• GIVEN TASK:
Copy down all of the data underneath, exactly as shown.

• DATA EXTRACT:
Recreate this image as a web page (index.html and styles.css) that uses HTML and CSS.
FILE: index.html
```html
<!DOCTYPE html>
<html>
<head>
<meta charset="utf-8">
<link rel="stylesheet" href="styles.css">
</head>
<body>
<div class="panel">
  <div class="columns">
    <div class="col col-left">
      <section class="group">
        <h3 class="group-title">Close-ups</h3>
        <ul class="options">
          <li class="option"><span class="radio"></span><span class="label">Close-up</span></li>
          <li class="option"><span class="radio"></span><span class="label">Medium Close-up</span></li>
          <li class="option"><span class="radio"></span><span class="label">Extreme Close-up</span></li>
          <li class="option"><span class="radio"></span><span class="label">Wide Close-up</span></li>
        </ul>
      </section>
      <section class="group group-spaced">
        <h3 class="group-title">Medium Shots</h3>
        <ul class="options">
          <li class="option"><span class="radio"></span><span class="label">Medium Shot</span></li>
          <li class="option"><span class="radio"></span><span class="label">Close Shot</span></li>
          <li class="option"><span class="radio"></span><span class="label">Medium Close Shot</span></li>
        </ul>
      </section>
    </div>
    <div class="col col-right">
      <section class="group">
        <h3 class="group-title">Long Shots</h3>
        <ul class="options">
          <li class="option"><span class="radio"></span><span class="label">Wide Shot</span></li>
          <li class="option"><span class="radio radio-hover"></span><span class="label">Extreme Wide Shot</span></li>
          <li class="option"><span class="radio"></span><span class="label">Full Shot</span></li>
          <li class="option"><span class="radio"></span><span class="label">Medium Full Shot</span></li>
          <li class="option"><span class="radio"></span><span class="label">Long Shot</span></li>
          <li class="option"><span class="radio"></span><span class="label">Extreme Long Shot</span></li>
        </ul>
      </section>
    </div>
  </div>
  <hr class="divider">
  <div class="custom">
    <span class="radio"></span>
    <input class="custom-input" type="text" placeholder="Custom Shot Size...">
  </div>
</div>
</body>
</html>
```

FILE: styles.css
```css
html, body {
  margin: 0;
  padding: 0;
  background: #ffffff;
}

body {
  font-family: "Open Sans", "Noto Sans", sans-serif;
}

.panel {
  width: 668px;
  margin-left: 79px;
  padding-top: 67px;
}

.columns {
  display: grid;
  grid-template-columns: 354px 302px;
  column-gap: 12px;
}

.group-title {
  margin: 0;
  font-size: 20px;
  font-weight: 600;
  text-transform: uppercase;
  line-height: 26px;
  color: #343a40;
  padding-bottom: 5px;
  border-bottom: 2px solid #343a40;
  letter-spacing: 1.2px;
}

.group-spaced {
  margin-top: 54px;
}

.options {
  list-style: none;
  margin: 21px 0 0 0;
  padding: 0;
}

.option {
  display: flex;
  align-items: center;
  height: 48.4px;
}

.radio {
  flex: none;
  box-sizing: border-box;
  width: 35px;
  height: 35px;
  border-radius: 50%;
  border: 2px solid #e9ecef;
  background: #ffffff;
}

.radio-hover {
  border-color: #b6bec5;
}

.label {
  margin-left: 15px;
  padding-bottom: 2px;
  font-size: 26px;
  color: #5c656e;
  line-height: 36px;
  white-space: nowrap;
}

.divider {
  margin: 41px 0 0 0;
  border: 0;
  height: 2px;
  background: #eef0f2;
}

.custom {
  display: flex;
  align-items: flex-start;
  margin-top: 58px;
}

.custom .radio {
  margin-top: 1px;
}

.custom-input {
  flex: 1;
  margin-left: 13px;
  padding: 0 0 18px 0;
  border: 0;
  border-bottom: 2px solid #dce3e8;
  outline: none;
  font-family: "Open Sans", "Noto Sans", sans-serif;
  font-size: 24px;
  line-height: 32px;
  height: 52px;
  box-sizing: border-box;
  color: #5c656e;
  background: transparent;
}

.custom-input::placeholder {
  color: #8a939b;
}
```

• ANSWER TO THIS EXERCISE:
Recreate this image as a web page (index.html and styles.css) that uses HTML and CSS.
FILE: index.html
```html
<!DOCTYPE html>
<html>
<head>
<meta charset="utf-8">
<link rel="stylesheet" href="styles.css">
</head>
<body>
<div class="panel">
  <div class="columns">
    <div class="col col-left">
      <section class="group">
        <h3 class="group-title">Close-ups</h3>
        <ul class="options">
          <li class="option"><span class="radio"></span><span class="label">Close-up</span></li>
          <li class="option"><span class="radio"></span><span class="label">Medium Close-up</span></li>
          <li class="option"><span class="radio"></span><span class="label">Extreme Close-up</span></li>
          <li class="option"><span class="radio"></span><span class="label">Wide Close-up</span></li>
        </ul>
      </section>
      <section class="group group-spaced">
        <h3 class="group-title">Medium Shots</h3>
        <ul class="options">
          <li class="option"><span class="radio"></span><span class="label">Medium Shot</span></li>
          <li class="option"><span class="radio"></span><span class="label">Close Shot</span></li>
          <li class="option"><span class="radio"></span><span class="label">Medium Close Shot</span></li>
        </ul>
      </section>
    </div>
    <div class="col col-right">
      <section class="group">
        <h3 class="group-title">Long Shots</h3>
        <ul class="options">
          <li class="option"><span class="radio"></span><span class="label">Wide Shot</span></li>
          <li class="option"><span class="radio radio-hover"></span><span class="label">Extreme Wide Shot</span></li>
          <li class="option"><span class="radio"></span><span class="label">Full Shot</span></li>
          <li class="option"><span class="radio"></span><span class="label">Medium Full Shot</span></li>
          <li class="option"><span class="radio"></span><span class="label">Long Shot</span></li>
          <li class="option"><span class="radio"></span><span class="label">Extreme Long Shot</span></li>
        </ul>
      </section>
    </div>
  </div>
  <hr class="divider">
  <div class="custom">
    <span class="radio"></span>
    <input class="custom-input" type="text" placeholder="Custom Shot Size...">
  </div>
</div>
</body>
</html>
```

FILE: styles.css
```css
html, body {
  margin: 0;
  padding: 0;
  background: #ffffff;
}

body {
  font-family: "Open Sans", "Noto Sans", sans-serif;
}

.panel {
  width: 668px;
  margin-left: 79px;
  padding-top: 67px;
}

.columns {
  display: grid;
  grid-template-columns: 354px 302px;
  column-gap: 12px;
}

.group-title {
  margin: 0;
  font-size: 20px;
  font-weight: 600;
  text-transform: uppercase;
  line-height: 26px;
  color: #343a40;
  padding-bottom: 5px;
  border-bottom: 2px solid #343a40;
  letter-spacing: 1.2px;
}

.group-spaced {
  margin-top: 54px;
}

.options {
  list-style: none;
  margin: 21px 0 0 0;
  padding: 0;
}

.option {
  display: flex;
  align-items: center;
  height: 48.4px;
}

.radio {
  flex: none;
  box-sizing: border-box;
  width: 35px;
  height: 35px;
  border-radius: 50%;
  border: 2px solid #e9ecef;
  background: #ffffff;
}

.radio-hover {
  border-color: #b6bec5;
}

.label {
  margin-left: 15px;
  padding-bottom: 2px;
  font-size: 26px;
  color: #5c656e;
  line-height: 36px;
  white-space: nowrap;
}

.divider {
  margin: 41px 0 0 0;
  border: 0;
  height: 2px;
  background: #eef0f2;
}

.custom {
  display: flex;
  align-items: flex-start;
  margin-top: 58px;
}

.custom .radio {
  margin-top: 1px;
}

.custom-input {
  flex: 1;
  margin-left: 13px;
  padding: 0 0 18px 0;
  border: 0;
  border-bottom: 2px solid #dce3e8;
  outline: none;
  font-family: "Open Sans", "Noto Sans", sans-serif;
  font-size: 24px;
  line-height: 32px;
  height: 52px;
  box-sizing: border-box;
  color: #5c656e;
  background: transparent;
}

.custom-input::placeholder {
  color: #8a939b;
}
```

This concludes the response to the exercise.